» WHAT YOU NEED TO DO
Skip the pictures and repeat each line of the data exactly.

» DATA SECTION
***
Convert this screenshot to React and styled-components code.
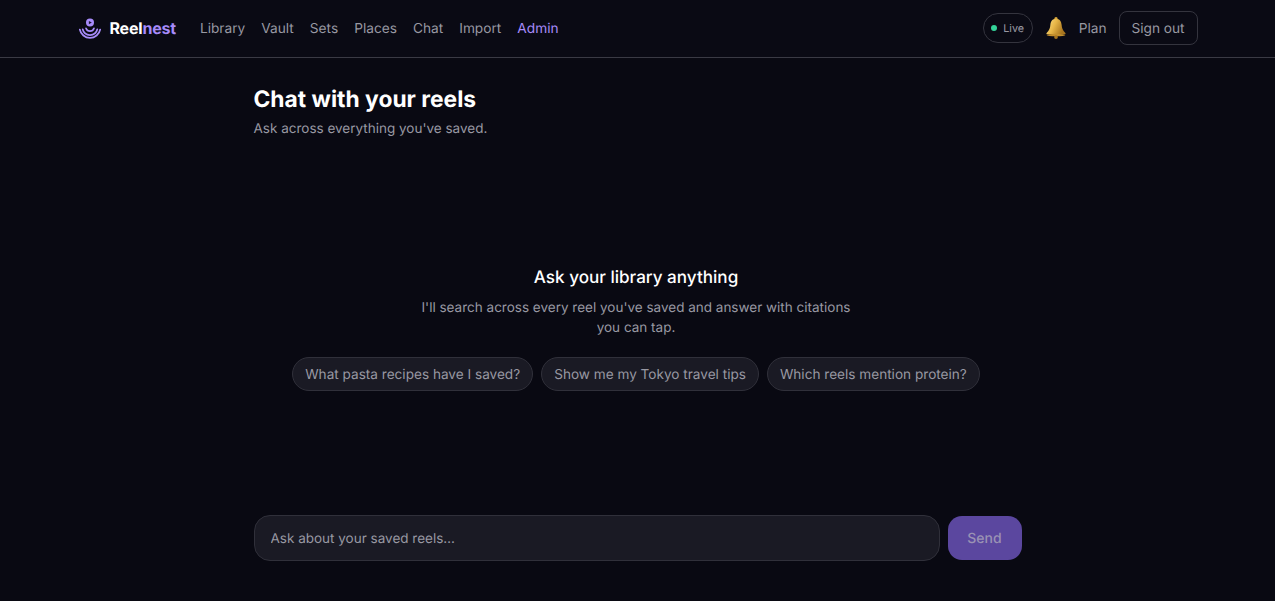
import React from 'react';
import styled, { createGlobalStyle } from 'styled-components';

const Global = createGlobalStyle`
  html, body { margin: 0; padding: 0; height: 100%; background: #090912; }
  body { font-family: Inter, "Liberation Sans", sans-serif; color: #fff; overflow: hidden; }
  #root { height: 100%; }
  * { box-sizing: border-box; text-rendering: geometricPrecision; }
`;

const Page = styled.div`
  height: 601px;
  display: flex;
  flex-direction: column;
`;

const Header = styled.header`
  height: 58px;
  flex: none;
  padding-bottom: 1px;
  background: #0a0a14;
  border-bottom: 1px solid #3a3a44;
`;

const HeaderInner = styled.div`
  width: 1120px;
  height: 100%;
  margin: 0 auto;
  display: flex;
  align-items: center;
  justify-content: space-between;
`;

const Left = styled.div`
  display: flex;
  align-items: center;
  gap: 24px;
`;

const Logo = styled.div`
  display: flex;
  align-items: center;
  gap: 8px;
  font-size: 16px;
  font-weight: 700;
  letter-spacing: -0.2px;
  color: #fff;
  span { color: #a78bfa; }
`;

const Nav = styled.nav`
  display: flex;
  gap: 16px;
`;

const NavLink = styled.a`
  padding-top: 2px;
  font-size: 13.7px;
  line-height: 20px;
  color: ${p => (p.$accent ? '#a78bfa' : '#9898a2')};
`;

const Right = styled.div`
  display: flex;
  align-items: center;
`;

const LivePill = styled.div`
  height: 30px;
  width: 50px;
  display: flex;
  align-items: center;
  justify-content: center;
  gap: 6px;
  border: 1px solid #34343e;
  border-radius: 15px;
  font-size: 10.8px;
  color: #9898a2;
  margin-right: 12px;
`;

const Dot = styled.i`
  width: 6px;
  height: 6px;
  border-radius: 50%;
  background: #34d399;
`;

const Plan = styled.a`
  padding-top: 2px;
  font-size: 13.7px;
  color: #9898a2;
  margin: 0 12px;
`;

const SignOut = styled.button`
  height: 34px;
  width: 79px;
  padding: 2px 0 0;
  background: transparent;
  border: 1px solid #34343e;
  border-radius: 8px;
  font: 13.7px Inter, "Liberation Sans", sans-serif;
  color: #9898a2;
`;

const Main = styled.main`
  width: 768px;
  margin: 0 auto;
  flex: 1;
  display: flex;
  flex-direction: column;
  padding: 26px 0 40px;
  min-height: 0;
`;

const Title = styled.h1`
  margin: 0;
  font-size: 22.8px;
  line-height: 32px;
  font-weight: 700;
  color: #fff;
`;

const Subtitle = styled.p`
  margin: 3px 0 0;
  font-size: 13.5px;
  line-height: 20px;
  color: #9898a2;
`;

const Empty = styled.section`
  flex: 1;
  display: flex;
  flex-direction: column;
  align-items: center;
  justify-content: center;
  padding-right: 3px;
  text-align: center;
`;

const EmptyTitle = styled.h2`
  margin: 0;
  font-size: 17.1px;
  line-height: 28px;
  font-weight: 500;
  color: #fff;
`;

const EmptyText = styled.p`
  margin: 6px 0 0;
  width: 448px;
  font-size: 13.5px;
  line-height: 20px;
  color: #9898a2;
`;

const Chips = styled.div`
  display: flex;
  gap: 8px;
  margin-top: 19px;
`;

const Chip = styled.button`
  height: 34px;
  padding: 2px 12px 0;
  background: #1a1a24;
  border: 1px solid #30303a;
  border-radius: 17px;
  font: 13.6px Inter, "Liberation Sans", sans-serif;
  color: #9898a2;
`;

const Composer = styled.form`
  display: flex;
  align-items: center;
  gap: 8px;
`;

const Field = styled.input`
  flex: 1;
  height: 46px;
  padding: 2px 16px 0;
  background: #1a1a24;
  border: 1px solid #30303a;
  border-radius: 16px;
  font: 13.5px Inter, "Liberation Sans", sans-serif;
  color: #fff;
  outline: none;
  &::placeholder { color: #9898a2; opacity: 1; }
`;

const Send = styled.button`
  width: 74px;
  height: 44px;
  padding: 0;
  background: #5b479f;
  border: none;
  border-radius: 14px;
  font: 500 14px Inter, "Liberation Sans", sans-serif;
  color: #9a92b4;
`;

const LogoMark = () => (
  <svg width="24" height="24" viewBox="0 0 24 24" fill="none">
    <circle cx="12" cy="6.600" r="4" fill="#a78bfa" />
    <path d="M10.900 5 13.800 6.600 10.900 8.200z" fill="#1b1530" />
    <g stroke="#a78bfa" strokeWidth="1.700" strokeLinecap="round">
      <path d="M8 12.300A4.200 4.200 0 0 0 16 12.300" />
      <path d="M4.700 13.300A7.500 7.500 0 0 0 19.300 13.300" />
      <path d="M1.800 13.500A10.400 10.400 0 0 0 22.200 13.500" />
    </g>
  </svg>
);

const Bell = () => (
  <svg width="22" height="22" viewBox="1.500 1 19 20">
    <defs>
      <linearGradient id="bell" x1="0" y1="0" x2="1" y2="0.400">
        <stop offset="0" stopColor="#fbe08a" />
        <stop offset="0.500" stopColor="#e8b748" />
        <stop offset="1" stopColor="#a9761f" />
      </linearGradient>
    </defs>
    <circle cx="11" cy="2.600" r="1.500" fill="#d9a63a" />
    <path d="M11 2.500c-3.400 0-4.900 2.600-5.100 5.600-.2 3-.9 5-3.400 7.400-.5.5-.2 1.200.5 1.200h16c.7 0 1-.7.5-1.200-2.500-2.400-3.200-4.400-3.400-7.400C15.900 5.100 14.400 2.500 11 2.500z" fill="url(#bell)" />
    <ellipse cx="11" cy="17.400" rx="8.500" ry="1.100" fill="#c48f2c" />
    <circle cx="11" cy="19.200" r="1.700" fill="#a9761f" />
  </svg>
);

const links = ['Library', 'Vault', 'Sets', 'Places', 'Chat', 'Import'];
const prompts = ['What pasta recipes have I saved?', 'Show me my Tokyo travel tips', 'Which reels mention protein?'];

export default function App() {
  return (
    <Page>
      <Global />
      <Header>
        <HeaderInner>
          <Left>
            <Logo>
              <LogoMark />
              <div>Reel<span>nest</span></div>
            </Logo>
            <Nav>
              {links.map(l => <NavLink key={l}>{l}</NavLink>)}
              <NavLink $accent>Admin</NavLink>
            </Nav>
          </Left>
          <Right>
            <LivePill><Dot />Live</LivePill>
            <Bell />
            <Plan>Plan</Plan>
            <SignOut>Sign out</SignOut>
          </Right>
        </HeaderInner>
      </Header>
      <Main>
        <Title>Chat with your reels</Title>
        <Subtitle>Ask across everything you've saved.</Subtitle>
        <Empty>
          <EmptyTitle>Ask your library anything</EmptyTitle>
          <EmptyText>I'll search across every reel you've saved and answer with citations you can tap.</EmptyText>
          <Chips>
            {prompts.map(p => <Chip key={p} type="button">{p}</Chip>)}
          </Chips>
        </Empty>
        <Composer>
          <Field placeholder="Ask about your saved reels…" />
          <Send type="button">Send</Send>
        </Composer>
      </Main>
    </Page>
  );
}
***
» RESULT OF THE TASK
Convert this screenshot to React and styled-components code.
import React from 'react';
import styled, { createGlobalStyle } from 'styled-components';

const Global = createGlobalStyle`
  html, body { margin: 0; padding: 0; height: 100%; background: #090912; }
  body { font-family: Inter, "Liberation Sans", sans-serif; color: #fff; overflow: hidden; }
  #root { height: 100%; }
  * { box-sizing: border-box; text-rendering: geometricPrecision; }
`;

const Page = styled.div`
  height: 601px;
  display: flex;
  flex-direction: column;
`;

const Header = styled.header`
  height: 58px;
  flex: none;
  padding-bottom: 1px;
  background: #0a0a14;
  border-bottom: 1px solid #3a3a44;
`;

const HeaderInner = styled.div`
  width: 1120px;
  height: 100%;
  margin: 0 auto;
  display: flex;
  align-items: center;
  justify-content: space-between;
`;

const Left = styled.div`
  display: flex;
  align-items: center;
  gap: 24px;
`;

const Logo = styled.div`
  display: flex;
  align-items: center;
  gap: 8px;
  font-size: 16px;
  font-weight: 700;
  letter-spacing: -0.2px;
  color: #fff;
  span { color: #a78bfa; }
`;

const Nav = styled.nav`
  display: flex;
  gap: 16px;
`;

const NavLink = styled.a`
  padding-top: 2px;
  font-size: 13.7px;
  line-height: 20px;
  color: ${p => (p.$accent ? '#a78bfa' : '#9898a2')};
`;

const Right = styled.div`
  display: flex;
  align-items: center;
`;

const LivePill = styled.div`
  height: 30px;
  width: 50px;
  display: flex;
  align-items: center;
  justify-content: center;
  gap: 6px;
  border: 1px solid #34343e;
  border-radius: 15px;
  font-size: 10.8px;
  color: #9898a2;
  margin-right: 12px;
`;

const Dot = styled.i`
  width: 6px;
  height: 6px;
  border-radius: 50%;
  background: #34d399;
`;

const Plan = styled.a`
  padding-top: 2px;
  font-size: 13.7px;
  color: #9898a2;
  margin: 0 12px;
`;

const SignOut = styled.button`
  height: 34px;
  width: 79px;
  padding: 2px 0 0;
  background: transparent;
  border: 1px solid #34343e;
  border-radius: 8px;
  font: 13.7px Inter, "Liberation Sans", sans-serif;
  color: #9898a2;
`;

const Main = styled.main`
  width: 768px;
  margin: 0 auto;
  flex: 1;
  display: flex;
  flex-direction: column;
  padding: 26px 0 40px;
  min-height: 0;
`;

const Title = styled.h1`
  margin: 0;
  font-size: 22.8px;
  line-height: 32px;
  font-weight: 700;
  color: #fff;
`;

const Subtitle = styled.p`
  margin: 3px 0 0;
  font-size: 13.5px;
  line-height: 20px;
  color: #9898a2;
`;

const Empty = styled.section`
  flex: 1;
  display: flex;
  flex-direction: column;
  align-items: center;
  justify-content: center;
  padding-right: 3px;
  text-align: center;
`;

const EmptyTitle = styled.h2`
  margin: 0;
  font-size: 17.1px;
  line-height: 28px;
  font-weight: 500;
  color: #fff;
`;

const EmptyText = styled.p`
  margin: 6px 0 0;
  width: 448px;
  font-size: 13.5px;
  line-height: 20px;
  color: #9898a2;
`;

const Chips = styled.div`
  display: flex;
  gap: 8px;
  margin-top: 19px;
`;

const Chip = styled.button`
  height: 34px;
  padding: 2px 12px 0;
  background: #1a1a24;
  border: 1px solid #30303a;
  border-radius: 17px;
  font: 13.6px Inter, "Liberation Sans", sans-serif;
  color: #9898a2;
`;

const Composer = styled.form`
  display: flex;
  align-items: center;
  gap: 8px;
`;

const Field = styled.input`
  flex: 1;
  height: 46px;
  padding: 2px 16px 0;
  background: #1a1a24;
  border: 1px solid #30303a;
  border-radius: 16px;
  font: 13.5px Inter, "Liberation Sans", sans-serif;
  color: #fff;
  outline: none;
  &::placeholder { color: #9898a2; opacity: 1; }
`;

const Send = styled.button`
  width: 74px;
  height: 44px;
  padding: 0;
  background: #5b479f;
  border: none;
  border-radius: 14px;
  font: 500 14px Inter, "Liberation Sans", sans-serif;
  color: #9a92b4;
`;

const LogoMark = () => (
  <svg width="24" height="24" viewBox="0 0 24 24" fill="none">
    <circle cx="12" cy="6.600" r="4" fill="#a78bfa" />
    <path d="M10.900 5 13.800 6.600 10.900 8.200z" fill="#1b1530" />
    <g stroke="#a78bfa" strokeWidth="1.700" strokeLinecap="round">
      <path d="M8 12.300A4.200 4.200 0 0 0 16 12.300" />
      <path d="M4.700 13.300A7.500 7.500 0 0 0 19.300 13.300" />
      <path d="M1.800 13.500A10.400 10.400 0 0 0 22.200 13.500" />
    </g>
  </svg>
);

const Bell = () => (
  <svg width="22" height="22" viewBox="1.500 1 19 20">
    <defs>
      <linearGradient id="bell" x1="0" y1="0" x2="1" y2="0.400">
        <stop offset="0" stopColor="#fbe08a" />
        <stop offset="0.500" stopColor="#e8b748" />
        <stop offset="1" stopColor="#a9761f" />
      </linearGradient>
    </defs>
    <circle cx="11" cy="2.600" r="1.500" fill="#d9a63a" />
    <path d="M11 2.500c-3.400 0-4.900 2.600-5.100 5.600-.2 3-.9 5-3.400 7.400-.5.5-.2 1.200.5 1.200h16c.7 0 1-.7.5-1.200-2.500-2.400-3.200-4.400-3.400-7.400C15.900 5.100 14.400 2.500 11 2.500z" fill="url(#bell)" />
    <ellipse cx="11" cy="17.400" rx="8.500" ry="1.100" fill="#c48f2c" />
    <circle cx="11" cy="19.200" r="1.700" fill="#a9761f" />
  </svg>
);

const links = ['Library', 'Vault', 'Sets', 'Places', 'Chat', 'Import'];
const prompts = ['What pasta recipes have I saved?', 'Show me my Tokyo travel tips', 'Which reels mention protein?'];

export default function App() {
  return (
    <Page>
      <Global />
      <Header>
        <HeaderInner>
          <Left>
            <Logo>
              <LogoMark />
              <div>Reel<span>nest</span></div>
            </Logo>
            <Nav>
              {links.map(l => <NavLink key={l}>{l}</NavLink>)}
              <NavLink $accent>Admin</NavLink>
            </Nav>
          </Left>
          <Right>
            <LivePill><Dot />Live</LivePill>
            <Bell />
            <Plan>Plan</Plan>
            <SignOut>Sign out</SignOut>
          </Right>
        </HeaderInner>
      </Header>
      <Main>
        <Title>Chat with your reels</Title>
        <Subtitle>Ask across everything you've saved.</Subtitle>
        <Empty>
          <EmptyTitle>Ask your library anything</EmptyTitle>
          <EmptyText>I'll search across every reel you've saved and answer with citations you can tap.</EmptyText>
          <Chips>
            {prompts.map(p => <Chip key={p} type="button">{p}</Chip>)}
          </Chips>
        </Empty>
        <Composer>
          <Field placeholder="Ask about your saved reels…" />
          <Send type="button">Send</Send>
        </Composer>
      </Main>
    </Page>
  );
}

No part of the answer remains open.